--- Begin RECORDS SHOWN ---

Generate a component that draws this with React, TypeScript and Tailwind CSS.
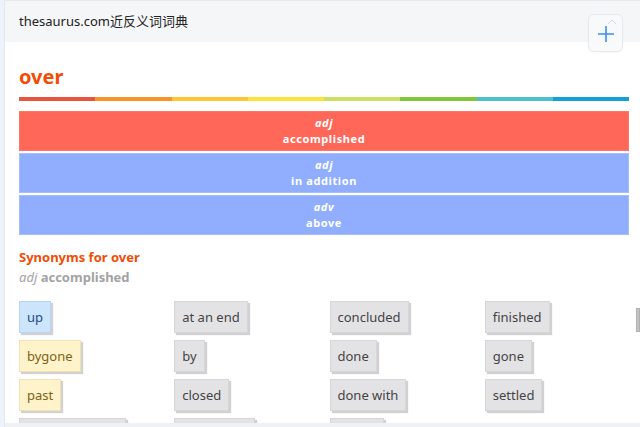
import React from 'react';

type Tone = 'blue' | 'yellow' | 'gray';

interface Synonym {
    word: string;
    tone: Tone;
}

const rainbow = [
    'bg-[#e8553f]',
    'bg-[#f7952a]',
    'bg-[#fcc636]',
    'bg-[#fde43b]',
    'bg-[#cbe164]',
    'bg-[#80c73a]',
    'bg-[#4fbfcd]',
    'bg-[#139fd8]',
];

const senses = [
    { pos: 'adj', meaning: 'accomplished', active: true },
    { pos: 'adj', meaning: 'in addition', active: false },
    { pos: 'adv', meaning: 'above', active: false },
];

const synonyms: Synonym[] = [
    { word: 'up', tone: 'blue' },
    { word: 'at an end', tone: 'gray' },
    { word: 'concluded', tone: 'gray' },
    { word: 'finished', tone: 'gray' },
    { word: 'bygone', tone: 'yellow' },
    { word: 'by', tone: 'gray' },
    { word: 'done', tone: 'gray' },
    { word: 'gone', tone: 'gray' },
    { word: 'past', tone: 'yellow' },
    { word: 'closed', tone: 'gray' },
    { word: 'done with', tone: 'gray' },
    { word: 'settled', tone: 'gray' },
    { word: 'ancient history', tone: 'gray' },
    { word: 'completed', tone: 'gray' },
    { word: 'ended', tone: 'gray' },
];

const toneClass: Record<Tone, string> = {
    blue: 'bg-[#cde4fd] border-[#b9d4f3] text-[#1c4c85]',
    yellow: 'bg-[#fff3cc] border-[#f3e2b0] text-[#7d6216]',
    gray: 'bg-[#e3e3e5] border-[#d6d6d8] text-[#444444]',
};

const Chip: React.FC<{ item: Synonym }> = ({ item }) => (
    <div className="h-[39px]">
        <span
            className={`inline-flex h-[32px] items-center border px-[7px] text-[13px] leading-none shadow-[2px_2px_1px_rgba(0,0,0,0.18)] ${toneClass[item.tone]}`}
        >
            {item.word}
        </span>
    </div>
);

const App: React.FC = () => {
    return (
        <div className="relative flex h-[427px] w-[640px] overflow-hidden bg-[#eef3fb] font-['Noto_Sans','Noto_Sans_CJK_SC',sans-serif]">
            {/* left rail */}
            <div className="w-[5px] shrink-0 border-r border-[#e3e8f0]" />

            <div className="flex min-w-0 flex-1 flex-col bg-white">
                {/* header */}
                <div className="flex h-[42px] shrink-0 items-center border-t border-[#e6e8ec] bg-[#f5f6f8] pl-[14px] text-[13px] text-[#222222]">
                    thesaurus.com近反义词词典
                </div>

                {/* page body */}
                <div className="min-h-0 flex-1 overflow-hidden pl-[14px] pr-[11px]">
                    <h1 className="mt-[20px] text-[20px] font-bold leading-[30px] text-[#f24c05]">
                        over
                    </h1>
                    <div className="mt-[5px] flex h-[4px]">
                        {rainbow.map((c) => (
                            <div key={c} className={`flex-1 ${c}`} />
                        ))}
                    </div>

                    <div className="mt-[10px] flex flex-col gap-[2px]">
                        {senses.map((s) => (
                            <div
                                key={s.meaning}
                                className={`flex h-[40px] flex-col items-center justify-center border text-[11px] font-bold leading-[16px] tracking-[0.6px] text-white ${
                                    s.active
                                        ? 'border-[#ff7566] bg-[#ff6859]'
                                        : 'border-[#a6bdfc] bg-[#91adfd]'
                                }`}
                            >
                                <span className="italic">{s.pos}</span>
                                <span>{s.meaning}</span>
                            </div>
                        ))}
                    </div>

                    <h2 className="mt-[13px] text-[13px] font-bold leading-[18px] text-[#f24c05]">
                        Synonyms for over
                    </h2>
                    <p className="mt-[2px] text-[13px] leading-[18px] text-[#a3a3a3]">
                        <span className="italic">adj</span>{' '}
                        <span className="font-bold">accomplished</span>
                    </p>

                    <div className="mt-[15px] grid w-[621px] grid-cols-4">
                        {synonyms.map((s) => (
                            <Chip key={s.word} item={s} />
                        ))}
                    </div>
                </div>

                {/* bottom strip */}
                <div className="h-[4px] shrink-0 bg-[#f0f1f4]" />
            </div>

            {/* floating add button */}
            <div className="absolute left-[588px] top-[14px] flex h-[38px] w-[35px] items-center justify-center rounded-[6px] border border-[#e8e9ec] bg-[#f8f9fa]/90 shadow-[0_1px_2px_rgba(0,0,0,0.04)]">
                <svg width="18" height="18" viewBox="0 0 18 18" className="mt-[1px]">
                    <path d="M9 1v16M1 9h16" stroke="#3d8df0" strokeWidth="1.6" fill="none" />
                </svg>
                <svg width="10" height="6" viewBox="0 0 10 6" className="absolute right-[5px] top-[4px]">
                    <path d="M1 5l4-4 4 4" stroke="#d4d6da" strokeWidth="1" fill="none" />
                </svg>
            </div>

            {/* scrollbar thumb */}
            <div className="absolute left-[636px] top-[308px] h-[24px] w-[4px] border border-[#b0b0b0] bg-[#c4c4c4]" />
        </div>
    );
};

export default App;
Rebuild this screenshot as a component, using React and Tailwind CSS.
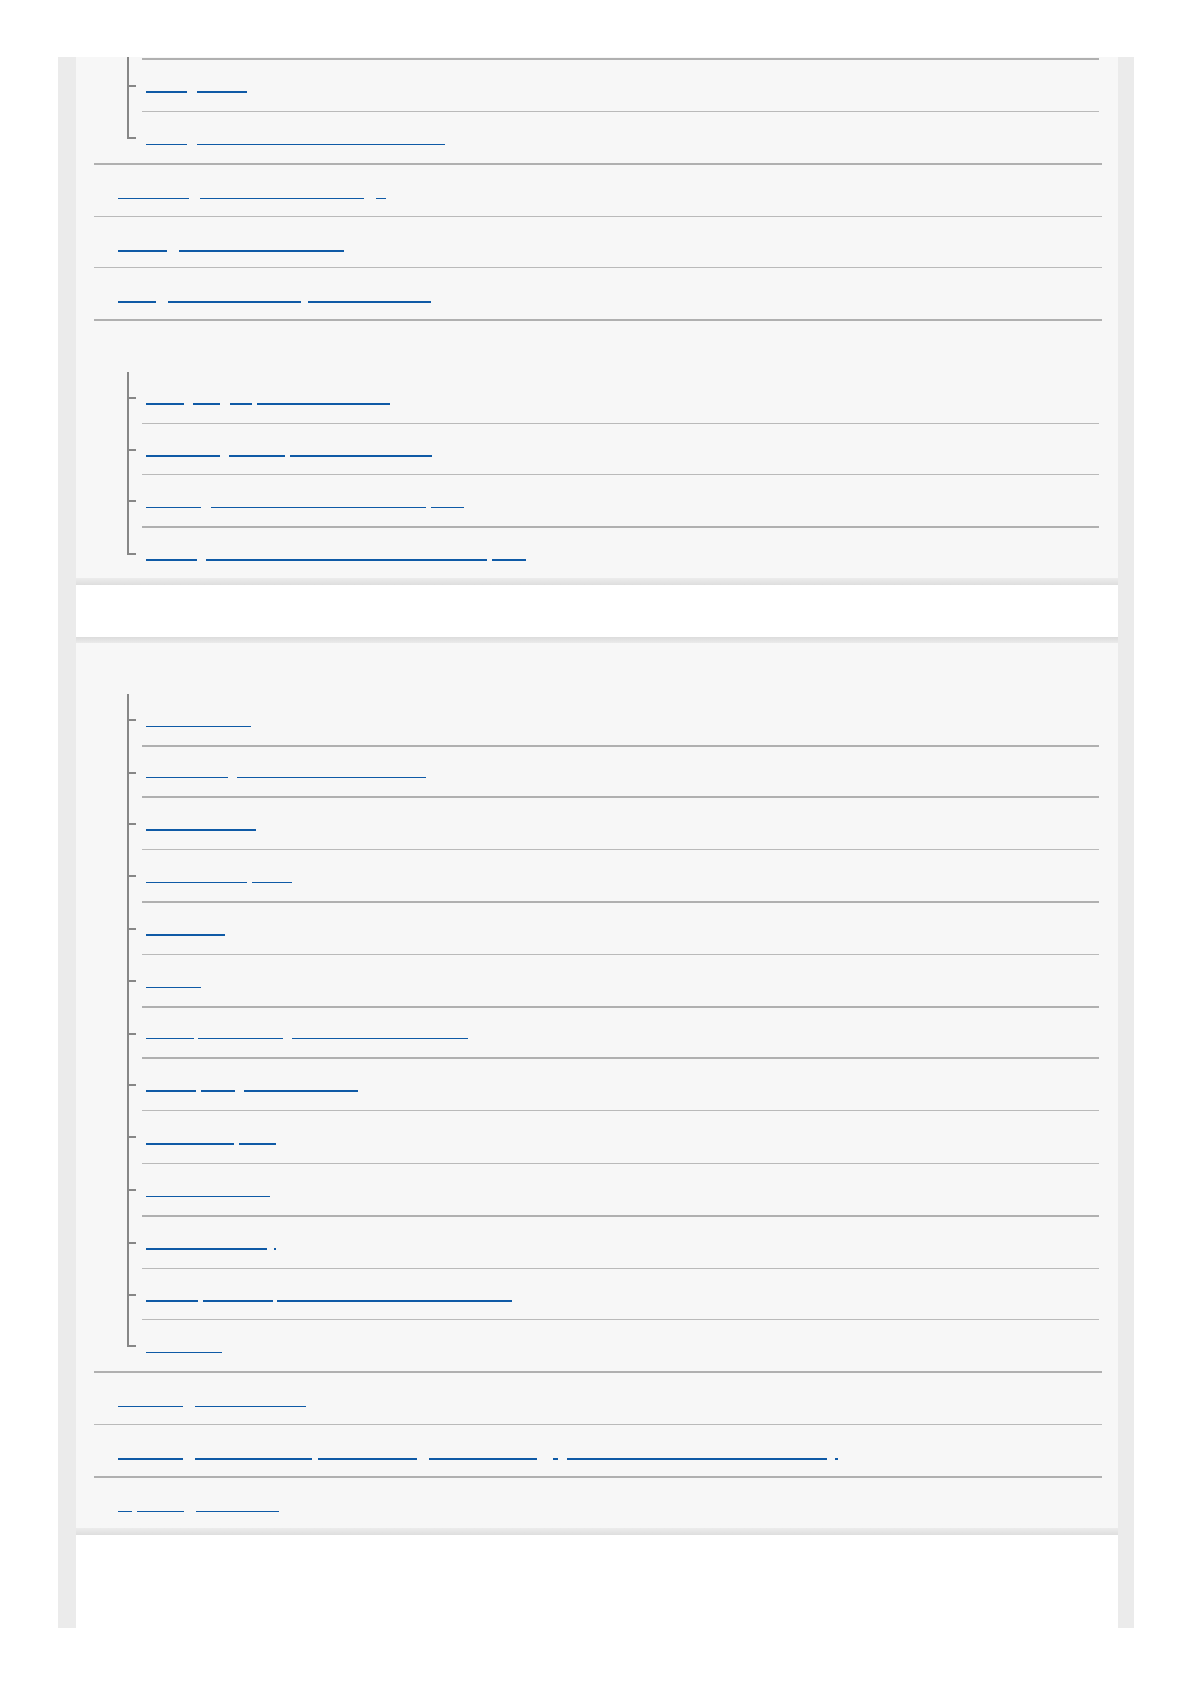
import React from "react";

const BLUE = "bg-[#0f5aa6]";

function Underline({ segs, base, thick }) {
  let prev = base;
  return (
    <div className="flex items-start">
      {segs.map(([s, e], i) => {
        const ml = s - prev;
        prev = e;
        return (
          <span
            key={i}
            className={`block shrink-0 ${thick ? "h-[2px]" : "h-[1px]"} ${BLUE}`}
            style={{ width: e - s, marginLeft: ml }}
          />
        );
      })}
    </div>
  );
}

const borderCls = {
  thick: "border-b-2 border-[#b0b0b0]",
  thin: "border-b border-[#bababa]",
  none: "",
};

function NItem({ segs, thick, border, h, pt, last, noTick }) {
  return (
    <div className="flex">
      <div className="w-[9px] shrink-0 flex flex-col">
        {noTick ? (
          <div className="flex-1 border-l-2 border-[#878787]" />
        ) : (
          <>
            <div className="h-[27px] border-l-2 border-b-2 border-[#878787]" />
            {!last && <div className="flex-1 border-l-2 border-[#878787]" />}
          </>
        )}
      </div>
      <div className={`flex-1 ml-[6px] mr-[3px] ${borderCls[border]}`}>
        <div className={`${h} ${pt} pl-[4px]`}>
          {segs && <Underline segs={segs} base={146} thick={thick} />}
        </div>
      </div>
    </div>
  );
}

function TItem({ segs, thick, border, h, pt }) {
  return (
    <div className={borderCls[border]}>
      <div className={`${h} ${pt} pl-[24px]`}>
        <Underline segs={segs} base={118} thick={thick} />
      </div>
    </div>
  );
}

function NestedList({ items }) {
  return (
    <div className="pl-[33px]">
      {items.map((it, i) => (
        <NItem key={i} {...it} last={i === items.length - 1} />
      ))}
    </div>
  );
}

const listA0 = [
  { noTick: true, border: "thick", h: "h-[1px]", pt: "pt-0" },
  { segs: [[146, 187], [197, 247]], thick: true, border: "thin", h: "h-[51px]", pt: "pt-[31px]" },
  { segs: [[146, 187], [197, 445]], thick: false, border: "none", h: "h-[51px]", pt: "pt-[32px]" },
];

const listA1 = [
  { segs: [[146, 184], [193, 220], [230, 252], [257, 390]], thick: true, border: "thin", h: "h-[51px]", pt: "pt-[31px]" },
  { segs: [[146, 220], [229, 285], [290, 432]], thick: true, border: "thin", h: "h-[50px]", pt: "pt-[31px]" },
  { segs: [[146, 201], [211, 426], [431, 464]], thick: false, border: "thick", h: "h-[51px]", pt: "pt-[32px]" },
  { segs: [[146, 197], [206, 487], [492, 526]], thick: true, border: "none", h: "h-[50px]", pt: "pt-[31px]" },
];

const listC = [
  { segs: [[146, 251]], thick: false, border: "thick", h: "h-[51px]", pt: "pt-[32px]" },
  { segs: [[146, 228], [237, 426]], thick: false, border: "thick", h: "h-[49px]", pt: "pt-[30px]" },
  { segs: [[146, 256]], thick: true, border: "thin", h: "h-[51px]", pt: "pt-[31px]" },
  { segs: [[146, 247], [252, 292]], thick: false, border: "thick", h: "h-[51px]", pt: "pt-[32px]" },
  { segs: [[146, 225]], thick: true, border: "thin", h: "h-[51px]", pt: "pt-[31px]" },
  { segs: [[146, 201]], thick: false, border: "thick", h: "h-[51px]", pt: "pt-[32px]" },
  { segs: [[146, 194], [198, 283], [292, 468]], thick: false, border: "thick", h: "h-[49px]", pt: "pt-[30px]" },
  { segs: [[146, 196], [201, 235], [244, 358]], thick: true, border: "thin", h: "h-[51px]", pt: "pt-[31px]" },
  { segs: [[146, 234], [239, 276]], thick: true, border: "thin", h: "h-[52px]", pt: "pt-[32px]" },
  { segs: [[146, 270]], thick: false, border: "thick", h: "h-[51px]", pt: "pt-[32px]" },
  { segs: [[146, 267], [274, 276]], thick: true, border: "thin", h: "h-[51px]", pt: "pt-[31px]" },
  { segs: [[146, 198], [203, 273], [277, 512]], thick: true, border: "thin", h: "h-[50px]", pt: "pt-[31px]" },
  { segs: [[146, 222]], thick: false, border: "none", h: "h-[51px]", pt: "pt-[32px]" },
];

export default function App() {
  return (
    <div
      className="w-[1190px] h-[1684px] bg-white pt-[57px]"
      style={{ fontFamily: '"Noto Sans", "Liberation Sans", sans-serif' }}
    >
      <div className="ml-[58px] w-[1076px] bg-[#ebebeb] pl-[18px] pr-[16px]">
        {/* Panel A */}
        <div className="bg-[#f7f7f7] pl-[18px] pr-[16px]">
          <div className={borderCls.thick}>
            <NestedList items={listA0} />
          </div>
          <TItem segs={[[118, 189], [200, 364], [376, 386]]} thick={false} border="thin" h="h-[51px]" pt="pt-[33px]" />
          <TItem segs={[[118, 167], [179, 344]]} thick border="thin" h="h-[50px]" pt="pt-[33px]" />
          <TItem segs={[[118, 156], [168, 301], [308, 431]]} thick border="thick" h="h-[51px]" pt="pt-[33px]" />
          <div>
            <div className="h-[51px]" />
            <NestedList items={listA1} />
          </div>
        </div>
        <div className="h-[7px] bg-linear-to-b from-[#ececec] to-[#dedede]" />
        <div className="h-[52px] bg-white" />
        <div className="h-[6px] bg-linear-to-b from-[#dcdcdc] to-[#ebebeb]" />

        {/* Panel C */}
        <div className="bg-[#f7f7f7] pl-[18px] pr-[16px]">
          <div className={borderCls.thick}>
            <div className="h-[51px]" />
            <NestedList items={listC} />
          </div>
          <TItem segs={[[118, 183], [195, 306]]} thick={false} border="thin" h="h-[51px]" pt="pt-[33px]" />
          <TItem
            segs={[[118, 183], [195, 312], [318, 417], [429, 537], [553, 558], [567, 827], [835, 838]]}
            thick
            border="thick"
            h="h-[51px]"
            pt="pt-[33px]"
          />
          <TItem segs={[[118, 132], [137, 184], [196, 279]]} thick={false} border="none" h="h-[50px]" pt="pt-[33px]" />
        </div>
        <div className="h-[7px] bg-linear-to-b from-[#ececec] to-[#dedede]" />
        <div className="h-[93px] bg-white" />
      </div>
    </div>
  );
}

--- End RECORDS SHOWN ---

WRITTEN INSTRUCTION
Copy out the lines that hold "with".

REPLY TO THE TASK
Generate a component that draws this with React, TypeScript and Tailwind CSS.
    { word: 'done with', tone: 'gray' },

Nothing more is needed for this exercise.